- **Work instructions**
Transcribe everything in the data word for word. Pictures are left out.

- **Data provided**

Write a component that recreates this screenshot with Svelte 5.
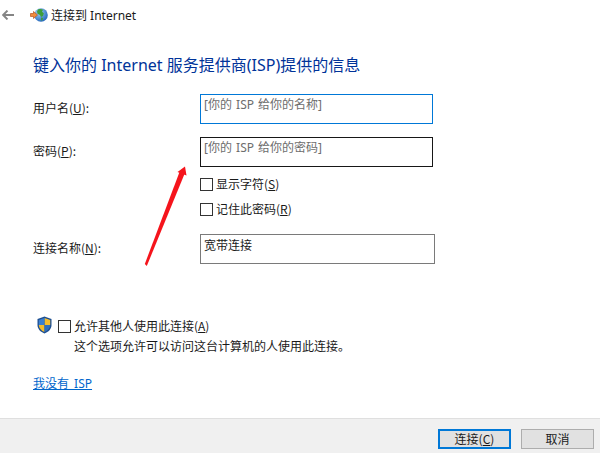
<script>
	const fields = [
		{ label: "用户名", key: "U", hint: "[你的 ISP 给你的名称]", cls: "focus" },
		{ label: "密码", key: "P", hint: "[你的 ISP 给你的密码]", cls: "hover" }
	];
	const checks = [
		{ label: "显示字符", key: "S" },
		{ label: "记住此密码", key: "R" }
	];
</script>

<div class="window">
	<header class="titlebar">
		<svg class="back" width="12" height="10" viewBox="0 0 12 10">
			<path d="M12 5H1.500M5.500 .6 1.100 5l4.400 4.400" fill="none" stroke="#858585" stroke-width="2" />
		</svg>
		<svg class="globe" width="18" height="14" viewBox="0 0 18 14">
			<defs>
				<radialGradient id="sea" cx="0.35" cy="0.3" r="0.8">
					<stop offset="0" stop-color="#9fd4f5" />
					<stop offset="1" stop-color="#1c5fb8" />
				</radialGradient>
			</defs>
			<circle cx="11" cy="7" r="6.800" fill="url(#sea)" />
			<path d="M8 1.500c2-.8 4-.6 5 .3l-1 2 1.800 1.500-.8 2.700-2 1-1-2-2.500-1.200-.5-2.300z" fill="#3f9e3a" />
			<path d="M11 9.500l2 .5-.5 2.300-1.500.2z" fill="#3f9e3a" />
			<path d="M0.500 5.500h3V3.500L7.500 7 3.500 10.500V8.500h-3z" fill="#f08a3c" stroke="#b9541c" stroke-width=".7" />
		</svg>
		<span class="wintitle">连接到 Internet</span>
	</header>

	<main class="content">
		<h1>键入你的 Internet 服务提供商(ISP)提供的信息</h1>

		<div class="form">
			{#each fields as f}
				<div class="row">
					<span class="label">{f.label}(<u>{f.key}</u>):</span>
					<div class="input {f.cls}"><span class="hint">{f.hint}</span></div>
				</div>
			{/each}

			<div class="checks">
				{#each checks as c}
					<div class="check"><span class="box"></span><span class="check-text">{c.label}(<u>{c.key}</u>)</span></div>
				{/each}
			</div>

			<div class="row last">
				<span class="label">连接名称(<u>N</u>):</span>
				<div class="input plain"><span>宽带连接</span></div>
			</div>
		</div>

		<div class="share">
			<svg class="shield" width="15" height="18" viewBox="0 0 15 18">
				<path d="M7.500 .5 14.500 3v6c0 4-3 7-7 8.500C3.500 16 .5 13 .5 9V3z" fill="#1d4f91" />
				<path d="M7.500 2 13.200 4v5H7.500z" fill="#f4bd2e" />
				<path d="M7.500 2 1.800 4v5h5.700z" fill="#3a7fd0" />
				<path d="M1.800 9h5.700v7C4.500 14.800 2 12.500 1.800 9z" fill="#f4bd2e" />
				<path d="M7.500 9h5.700c-.2 3.500-2.700 5.800-5.700 7z" fill="#2f6fc0" />
			</svg>
			<span class="box"></span>
			<div class="share-text">
				<div>允许其他人使用此连接(<u>A</u>)</div>
				<div>这个选项允许可以访问这台计算机的人使用此连接。</div>
			</div>
		</div>

		<a class="link" href="#top">我没有 ISP</a>
	</main>

	<footer class="footer">
		<button class="primary">连接(<u>C</u>)</button>
		<button>取消</button>
	</footer>

	<svg class="arrow" width="50" height="112" viewBox="0 0 50 112">
		<path d="M.8 108 2.800 110 40.500 18 35.500 16z" fill="#f5141c" />
		<path d="M41 10.500 33.500 16 42.500 19.500z" fill="#f5141c" />
	</svg>
</div>

<style>
	:global(body) {
		margin: 0;
		background: #fff;
	}

	.window {
		position: relative;
		width: 600px;
		height: 453px;
		display: flex;
		flex-direction: column;
		overflow: hidden;
		font-family: "Noto Sans CJK SC", "Liberation Sans", sans-serif;
		font-size: 12px;
		color: #1a1a1a;
		background: #fff;
	}

	.titlebar {
		height: 30px;
		display: flex;
		align-items: center;
		flex-shrink: 0;
		padding-left: 2px;
	}

	.back {
		margin-right: 16px;
	}

	.globe {
		margin-right: 3px;
	}

	.wintitle {
		font-family: "Noto Sans", "Noto Sans CJK SC", sans-serif;
	}

	.content {
		flex: 1;
		padding: 0 0 0 33px;
	}

	h1 {
		margin: 24px 0 0;
		height: 22px;
		font-size: 16px;
		font-weight: 400;
		line-height: 22px;
		color: #003399;
		font-family: "Noto Sans", "Noto Sans CJK SC", sans-serif;
	}

	.form {
		margin-top: 18px;
		display: flex;
		flex-direction: column;
	}

	.row {
		display: flex;
		align-items: center;
		height: 30px;
		margin-bottom: 13px;
	}

	.label {
		width: 167px;
		flex-shrink: 0;
		padding-bottom: 3px;
	}

	.input {
		box-sizing: border-box;
		width: 233px;
		height: 30px;
		padding: 0 3px;
		line-height: 18px;
		border: 1px solid #7a7a7a;
	}

	.focus {
		border-color: #0078d7;
	}

	.hover {
		border-color: #171717;
	}

	.plain {
		width: 235px;
		padding-top: 1px;
	}

	.hint {
		color: #6d6d6d;
		word-spacing: 1px;
		font-family: "Noto Sans", "Noto Sans CJK SC", sans-serif;
	}

	.checks {
		margin: -5px 0 0 167px;
		display: flex;
		flex-direction: column;
		gap: 7px;
	}

	.check {
		display: flex;
		align-items: center;
		gap: 3px;
		height: 18px;
	}

	.check-text {
		margin-top: -2px;
	}

	.box {
		box-sizing: border-box;
		display: block;
		width: 13px;
		height: 13px;
		flex-shrink: 0;
		border: 1px solid #333;
	}

	.last {
		margin-top: 16px;
		margin-bottom: 0;
	}

	.share {
		margin: 52px 0 0 4px;
		display: flex;
		align-items: flex-start;
	}

	.shield {
		margin-right: 6px;
	}

	.share .box {
		margin: 4px 3px 0 0;
	}

	.share-text {
		line-height: 20px;
	}

	.link {
		display: inline-block;
		margin-top: 18px;
		color: #0066cc;
		line-height: 20px;
		word-spacing: 2px;
		font-family: "Noto Sans", "Noto Sans CJK SC", sans-serif;
	}

	.footer {
		box-sizing: border-box;
		height: 35px;
		flex-shrink: 0;
		display: flex;
		justify-content: flex-end;
		align-items: flex-start;
		gap: 10px;
		padding: 10px 6px 0 0;
		background: #f0f0f0;
		border-top: 1px solid #dfdfdf;
	}

	button {
		box-sizing: border-box;
		width: 73px;
		height: 20px;
		padding: 0 0 1px;
		font: inherit;
		line-height: 16px;
		color: #1a1a1a;
		background: #e1e1e1;
		border: 1px solid #adadad;
	}

	.primary {
		border: 2px solid #0078d7;
	}

	/* red annotation drawn over the dialog */
	.arrow {
		position: absolute;
		left: 144px;
		top: 156px;
	}
</style>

- **Response below**
Write a component that recreates this screenshot with Svelte 5.
<script>
	const fields = [
		{ label: "用户名", key: "U", hint: "[你的 ISP 给你的名称]", cls: "focus" },
		{ label: "密码", key: "P", hint: "[你的 ISP 给你的密码]", cls: "hover" }
	];
	const checks = [
		{ label: "显示字符", key: "S" },
		{ label: "记住此密码", key: "R" }
	];
</script>

<div class="window">
	<header class="titlebar">
		<svg class="back" width="12" height="10" viewBox="0 0 12 10">
			<path d="M12 5H1.500M5.500 .6 1.100 5l4.400 4.400" fill="none" stroke="#858585" stroke-width="2" />
		</svg>
		<svg class="globe" width="18" height="14" viewBox="0 0 18 14">
			<defs>
				<radialGradient id="sea" cx="0.35" cy="0.3" r="0.8">
					<stop offset="0" stop-color="#9fd4f5" />
					<stop offset="1" stop-color="#1c5fb8" />
				</radialGradient>
			</defs>
			<circle cx="11" cy="7" r="6.800" fill="url(#sea)" />
			<path d="M8 1.500c2-.8 4-.6 5 .3l-1 2 1.800 1.500-.8 2.700-2 1-1-2-2.500-1.200-.5-2.300z" fill="#3f9e3a" />
			<path d="M11 9.500l2 .5-.5 2.300-1.500.2z" fill="#3f9e3a" />
			<path d="M0.500 5.500h3V3.500L7.500 7 3.500 10.500V8.500h-3z" fill="#f08a3c" stroke="#b9541c" stroke-width=".7" />
		</svg>
		<span class="wintitle">连接到 Internet</span>
	</header>

	<main class="content">
		<h1>键入你的 Internet 服务提供商(ISP)提供的信息</h1>

		<div class="form">
			{#each fields as f}
				<div class="row">
					<span class="label">{f.label}(<u>{f.key}</u>):</span>
					<div class="input {f.cls}"><span class="hint">{f.hint}</span></div>
				</div>
			{/each}

			<div class="checks">
				{#each checks as c}
					<div class="check"><span class="box"></span><span class="check-text">{c.label}(<u>{c.key}</u>)</span></div>
				{/each}
			</div>

			<div class="row last">
				<span class="label">连接名称(<u>N</u>):</span>
				<div class="input plain"><span>宽带连接</span></div>
			</div>
		</div>

		<div class="share">
			<svg class="shield" width="15" height="18" viewBox="0 0 15 18">
				<path d="M7.500 .5 14.500 3v6c0 4-3 7-7 8.500C3.500 16 .5 13 .5 9V3z" fill="#1d4f91" />
				<path d="M7.500 2 13.200 4v5H7.500z" fill="#f4bd2e" />
				<path d="M7.500 2 1.800 4v5h5.700z" fill="#3a7fd0" />
				<path d="M1.800 9h5.700v7C4.500 14.800 2 12.500 1.800 9z" fill="#f4bd2e" />
				<path d="M7.500 9h5.700c-.2 3.500-2.700 5.800-5.700 7z" fill="#2f6fc0" />
			</svg>
			<span class="box"></span>
			<div class="share-text">
				<div>允许其他人使用此连接(<u>A</u>)</div>
				<div>这个选项允许可以访问这台计算机的人使用此连接。</div>
			</div>
		</div>

		<a class="link" href="#top">我没有 ISP</a>
	</main>

	<footer class="footer">
		<button class="primary">连接(<u>C</u>)</button>
		<button>取消</button>
	</footer>

	<svg class="arrow" width="50" height="112" viewBox="0 0 50 112">
		<path d="M.8 108 2.800 110 40.500 18 35.500 16z" fill="#f5141c" />
		<path d="M41 10.500 33.500 16 42.500 19.500z" fill="#f5141c" />
	</svg>
</div>

<style>
	:global(body) {
		margin: 0;
		background: #fff;
	}

	.window {
		position: relative;
		width: 600px;
		height: 453px;
		display: flex;
		flex-direction: column;
		overflow: hidden;
		font-family: "Noto Sans CJK SC", "Liberation Sans", sans-serif;
		font-size: 12px;
		color: #1a1a1a;
		background: #fff;
	}

	.titlebar {
		height: 30px;
		display: flex;
		align-items: center;
		flex-shrink: 0;
		padding-left: 2px;
	}

	.back {
		margin-right: 16px;
	}

	.globe {
		margin-right: 3px;
	}

	.wintitle {
		font-family: "Noto Sans", "Noto Sans CJK SC", sans-serif;
	}

	.content {
		flex: 1;
		padding: 0 0 0 33px;
	}

	h1 {
		margin: 24px 0 0;
		height: 22px;
		font-size: 16px;
		font-weight: 400;
		line-height: 22px;
		color: #003399;
		font-family: "Noto Sans", "Noto Sans CJK SC", sans-serif;
	}

	.form {
		margin-top: 18px;
		display: flex;
		flex-direction: column;
	}

	.row {
		display: flex;
		align-items: center;
		height: 30px;
		margin-bottom: 13px;
	}

	.label {
		width: 167px;
		flex-shrink: 0;
		padding-bottom: 3px;
	}

	.input {
		box-sizing: border-box;
		width: 233px;
		height: 30px;
		padding: 0 3px;
		line-height: 18px;
		border: 1px solid #7a7a7a;
	}

	.focus {
		border-color: #0078d7;
	}

	.hover {
		border-color: #171717;
	}

	.plain {
		width: 235px;
		padding-top: 1px;
	}

	.hint {
		color: #6d6d6d;
		word-spacing: 1px;
		font-family: "Noto Sans", "Noto Sans CJK SC", sans-serif;
	}

	.checks {
		margin: -5px 0 0 167px;
		display: flex;
		flex-direction: column;
		gap: 7px;
	}

	.check {
		display: flex;
		align-items: center;
		gap: 3px;
		height: 18px;
	}

	.check-text {
		margin-top: -2px;
	}

	.box {
		box-sizing: border-box;
		display: block;
		width: 13px;
		height: 13px;
		flex-shrink: 0;
		border: 1px solid #333;
	}

	.last {
		margin-top: 16px;
		margin-bottom: 0;
	}

	.share {
		margin: 52px 0 0 4px;
		display: flex;
		align-items: flex-start;
	}

	.shield {
		margin-right: 6px;
	}

	.share .box {
		margin: 4px 3px 0 0;
	}

	.share-text {
		line-height: 20px;
	}

	.link {
		display: inline-block;
		margin-top: 18px;
		color: #0066cc;
		line-height: 20px;
		word-spacing: 2px;
		font-family: "Noto Sans", "Noto Sans CJK SC", sans-serif;
	}

	.footer {
		box-sizing: border-box;
		height: 35px;
		flex-shrink: 0;
		display: flex;
		justify-content: flex-end;
		align-items: flex-start;
		gap: 10px;
		padding: 10px 6px 0 0;
		background: #f0f0f0;
		border-top: 1px solid #dfdfdf;
	}

	button {
		box-sizing: border-box;
		width: 73px;
		height: 20px;
		padding: 0 0 1px;
		font: inherit;
		line-height: 16px;
		color: #1a1a1a;
		background: #e1e1e1;
		border: 1px solid #adadad;
	}

	.primary {
		border: 2px solid #0078d7;
	}

	/* red annotation drawn over the dialog */
	.arrow {
		position: absolute;
		left: 144px;
		top: 156px;
	}
</style>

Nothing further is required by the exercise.